Pour la FPT, la mission suggère également d’étendre le rôle des centres de gestion, auxquels la collectivité donnerait un mandat de négociation.

Par ailleurs, selon la mission, l’habilitation législative ne permet pas de revenir sur le principe de l’accord majoritaire, que de nombreux employeurs trouvent difficile à obtenir mais une réflexion pourrait être conduite avec les organisations syndicales sur le recours à un accord « minoritaire sauf opposition majoritaire ». Le Syndicat national des directeurs généraux des collectivités territoriales (SNDGCT) le voit comme « une piste intéressante à conduire ».

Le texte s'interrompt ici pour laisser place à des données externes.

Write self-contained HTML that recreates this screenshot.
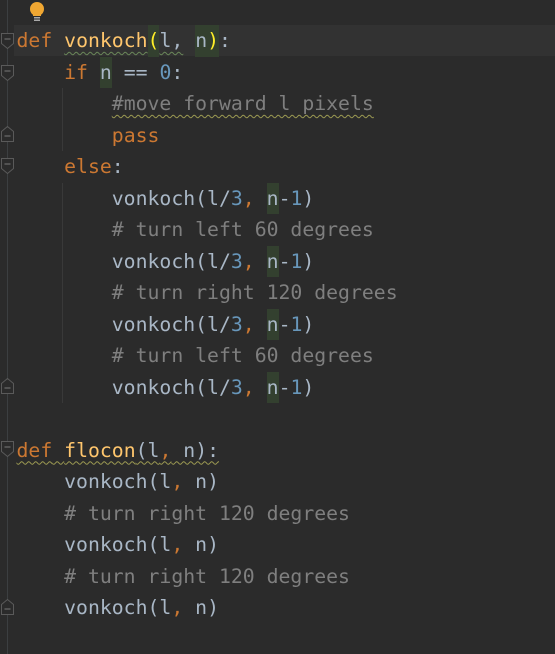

Les seuls thèmes pouvant faire l’objet d’accords opposables normatifs pourraient être fixés par l’article 8 bis de la loi du 13 juillet 1983, actualisé et enrichi. En outre, les domaines traités par le nouveau dispositif relatif aux lignes directrices de gestion, introduit par la loi de transformation de la fonction publique, ne pourront pas faire l’objet d’accords collectifs. Une obligation déclarative et un système informatisé devront assurer la bonne information sur les accords conclus et l’état du dialogue social qu’ils révèlent.

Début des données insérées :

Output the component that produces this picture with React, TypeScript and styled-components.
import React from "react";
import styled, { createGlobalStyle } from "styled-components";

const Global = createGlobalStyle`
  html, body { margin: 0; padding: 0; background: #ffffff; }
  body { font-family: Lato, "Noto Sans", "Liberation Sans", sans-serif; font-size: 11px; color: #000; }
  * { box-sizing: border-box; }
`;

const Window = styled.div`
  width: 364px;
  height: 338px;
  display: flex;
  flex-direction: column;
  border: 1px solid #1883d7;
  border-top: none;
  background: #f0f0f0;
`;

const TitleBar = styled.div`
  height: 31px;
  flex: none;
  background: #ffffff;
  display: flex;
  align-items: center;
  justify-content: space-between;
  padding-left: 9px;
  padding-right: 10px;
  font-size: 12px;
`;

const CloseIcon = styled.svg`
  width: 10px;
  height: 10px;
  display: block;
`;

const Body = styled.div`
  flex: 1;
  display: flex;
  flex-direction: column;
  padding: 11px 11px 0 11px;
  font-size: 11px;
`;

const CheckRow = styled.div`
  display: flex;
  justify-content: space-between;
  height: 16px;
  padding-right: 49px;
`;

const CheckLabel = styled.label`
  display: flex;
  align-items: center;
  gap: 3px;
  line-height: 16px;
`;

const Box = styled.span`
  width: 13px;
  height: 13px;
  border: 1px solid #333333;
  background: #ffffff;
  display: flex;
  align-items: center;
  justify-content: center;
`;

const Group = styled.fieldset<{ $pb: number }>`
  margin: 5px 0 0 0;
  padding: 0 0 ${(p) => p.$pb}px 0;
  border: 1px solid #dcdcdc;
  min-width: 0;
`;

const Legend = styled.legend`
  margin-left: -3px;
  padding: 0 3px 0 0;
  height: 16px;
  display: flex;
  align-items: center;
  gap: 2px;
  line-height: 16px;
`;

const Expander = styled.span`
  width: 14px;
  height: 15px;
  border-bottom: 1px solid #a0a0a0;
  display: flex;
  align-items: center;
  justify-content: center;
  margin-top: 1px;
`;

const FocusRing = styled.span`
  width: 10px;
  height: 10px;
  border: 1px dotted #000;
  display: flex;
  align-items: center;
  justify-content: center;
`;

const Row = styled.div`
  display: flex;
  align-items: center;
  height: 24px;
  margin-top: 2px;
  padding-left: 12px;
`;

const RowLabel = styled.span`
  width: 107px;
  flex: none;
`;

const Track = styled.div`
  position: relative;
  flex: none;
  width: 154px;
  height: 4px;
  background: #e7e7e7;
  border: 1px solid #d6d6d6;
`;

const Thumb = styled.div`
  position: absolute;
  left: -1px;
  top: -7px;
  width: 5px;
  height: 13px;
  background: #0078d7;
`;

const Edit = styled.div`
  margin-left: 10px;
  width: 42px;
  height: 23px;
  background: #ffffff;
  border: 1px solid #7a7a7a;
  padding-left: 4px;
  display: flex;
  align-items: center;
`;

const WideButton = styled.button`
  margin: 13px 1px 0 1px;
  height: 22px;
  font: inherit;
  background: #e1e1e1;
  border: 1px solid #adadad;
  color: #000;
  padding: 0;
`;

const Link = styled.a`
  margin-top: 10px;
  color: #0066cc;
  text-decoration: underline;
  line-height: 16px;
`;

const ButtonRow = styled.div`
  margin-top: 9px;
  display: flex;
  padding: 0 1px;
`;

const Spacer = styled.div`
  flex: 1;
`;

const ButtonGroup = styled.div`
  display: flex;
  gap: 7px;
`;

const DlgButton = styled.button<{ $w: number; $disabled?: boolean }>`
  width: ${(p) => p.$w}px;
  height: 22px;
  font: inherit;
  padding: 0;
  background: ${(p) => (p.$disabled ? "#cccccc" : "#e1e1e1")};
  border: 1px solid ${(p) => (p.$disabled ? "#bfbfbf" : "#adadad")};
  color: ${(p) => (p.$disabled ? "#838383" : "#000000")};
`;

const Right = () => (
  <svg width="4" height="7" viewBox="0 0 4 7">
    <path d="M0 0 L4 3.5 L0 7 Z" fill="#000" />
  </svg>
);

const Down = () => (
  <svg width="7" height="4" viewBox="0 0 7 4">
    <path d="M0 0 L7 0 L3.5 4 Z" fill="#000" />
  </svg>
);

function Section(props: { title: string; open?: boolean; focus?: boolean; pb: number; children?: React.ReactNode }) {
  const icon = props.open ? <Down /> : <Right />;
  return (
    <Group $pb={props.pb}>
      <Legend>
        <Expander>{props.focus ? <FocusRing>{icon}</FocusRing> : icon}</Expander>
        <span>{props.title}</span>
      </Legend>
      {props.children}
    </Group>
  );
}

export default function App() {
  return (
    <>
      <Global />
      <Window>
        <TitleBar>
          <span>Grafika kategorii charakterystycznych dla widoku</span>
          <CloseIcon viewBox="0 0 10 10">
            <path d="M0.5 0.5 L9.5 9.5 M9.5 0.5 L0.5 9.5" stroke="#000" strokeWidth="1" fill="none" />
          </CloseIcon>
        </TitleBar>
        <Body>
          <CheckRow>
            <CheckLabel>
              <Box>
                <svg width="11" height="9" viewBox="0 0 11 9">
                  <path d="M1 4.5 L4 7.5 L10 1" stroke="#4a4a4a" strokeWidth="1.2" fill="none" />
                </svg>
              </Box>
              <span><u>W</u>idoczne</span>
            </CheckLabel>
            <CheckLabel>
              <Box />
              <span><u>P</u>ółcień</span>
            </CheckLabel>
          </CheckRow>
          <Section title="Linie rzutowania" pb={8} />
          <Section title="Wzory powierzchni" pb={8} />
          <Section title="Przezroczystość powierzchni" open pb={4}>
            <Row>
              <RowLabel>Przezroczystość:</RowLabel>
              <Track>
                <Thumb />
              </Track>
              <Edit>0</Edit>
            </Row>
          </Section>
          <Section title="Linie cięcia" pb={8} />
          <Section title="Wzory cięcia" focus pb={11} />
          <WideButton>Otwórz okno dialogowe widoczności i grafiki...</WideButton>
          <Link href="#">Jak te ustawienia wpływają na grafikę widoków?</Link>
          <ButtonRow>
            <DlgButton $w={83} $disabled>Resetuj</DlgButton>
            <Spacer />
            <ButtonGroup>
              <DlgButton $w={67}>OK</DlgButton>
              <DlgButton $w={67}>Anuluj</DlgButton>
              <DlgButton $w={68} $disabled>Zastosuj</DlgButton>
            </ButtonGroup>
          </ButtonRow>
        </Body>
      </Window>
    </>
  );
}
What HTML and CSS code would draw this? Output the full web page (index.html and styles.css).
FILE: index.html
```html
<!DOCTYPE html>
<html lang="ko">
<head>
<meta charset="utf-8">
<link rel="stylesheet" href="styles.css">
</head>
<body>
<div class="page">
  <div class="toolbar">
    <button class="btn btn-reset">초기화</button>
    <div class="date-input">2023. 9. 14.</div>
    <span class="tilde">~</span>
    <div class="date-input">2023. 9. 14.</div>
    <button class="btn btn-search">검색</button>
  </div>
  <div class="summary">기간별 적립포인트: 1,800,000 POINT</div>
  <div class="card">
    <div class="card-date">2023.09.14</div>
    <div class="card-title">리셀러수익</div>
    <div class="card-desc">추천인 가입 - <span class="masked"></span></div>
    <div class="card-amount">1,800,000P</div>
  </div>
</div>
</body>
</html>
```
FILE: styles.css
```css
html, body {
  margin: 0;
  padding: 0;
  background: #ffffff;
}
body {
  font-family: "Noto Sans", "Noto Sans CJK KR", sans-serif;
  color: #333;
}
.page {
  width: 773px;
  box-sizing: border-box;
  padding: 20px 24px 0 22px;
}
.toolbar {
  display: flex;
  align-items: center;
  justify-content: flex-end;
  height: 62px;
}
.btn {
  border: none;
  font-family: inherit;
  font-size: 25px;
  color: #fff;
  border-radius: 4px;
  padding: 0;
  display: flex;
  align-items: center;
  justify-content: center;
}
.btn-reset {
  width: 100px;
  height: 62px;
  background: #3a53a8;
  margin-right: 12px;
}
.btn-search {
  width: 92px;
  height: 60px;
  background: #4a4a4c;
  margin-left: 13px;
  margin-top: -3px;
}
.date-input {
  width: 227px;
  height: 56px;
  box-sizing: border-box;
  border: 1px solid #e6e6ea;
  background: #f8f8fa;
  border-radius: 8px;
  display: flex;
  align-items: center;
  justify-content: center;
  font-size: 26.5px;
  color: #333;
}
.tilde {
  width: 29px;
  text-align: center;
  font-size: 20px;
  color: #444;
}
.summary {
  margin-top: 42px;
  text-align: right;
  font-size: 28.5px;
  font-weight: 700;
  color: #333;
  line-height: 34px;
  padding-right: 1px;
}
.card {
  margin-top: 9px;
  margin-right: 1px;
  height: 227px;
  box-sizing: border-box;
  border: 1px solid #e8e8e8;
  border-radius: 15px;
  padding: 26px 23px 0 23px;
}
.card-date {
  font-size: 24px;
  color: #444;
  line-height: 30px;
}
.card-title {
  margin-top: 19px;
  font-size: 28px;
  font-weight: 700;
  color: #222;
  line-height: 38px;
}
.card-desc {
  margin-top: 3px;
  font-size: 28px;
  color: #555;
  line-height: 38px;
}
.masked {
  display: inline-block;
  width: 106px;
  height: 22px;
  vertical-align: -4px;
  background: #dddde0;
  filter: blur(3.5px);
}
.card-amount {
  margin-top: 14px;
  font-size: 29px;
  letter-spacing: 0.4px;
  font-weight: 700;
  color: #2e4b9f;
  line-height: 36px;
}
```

Malgré tout, octroyer une portée juridique aux accords collectifs ne suffira pas à rénover le dialogue social dans les fonctions publiques, estime la mission Esch qui prône une évolution plus profonde de la culture du dialogue social. Par exemple : recherche d’accords de méthode en préalable à une négociation et d’accords sur les agendas sociaux par les partenaires sociaux ; obligation de négocier sur certains thèmes prioritaires (conditions de travail et égalité professionnelle…), à un rythme fixé par accord collectif ou, à défaut, par la loi, en s’inspirant du Code du travail.

La direction générale de l’administration et de la fonction publique (DGAFP) pourrait créer un réseau de médiateurs aptes à accompagner un processus de négociation en difficulté ou aider à le débloquer. Enfin, la mission met l’accent sur l’utilité de développer la formation au dialogue social et à la négociation collective.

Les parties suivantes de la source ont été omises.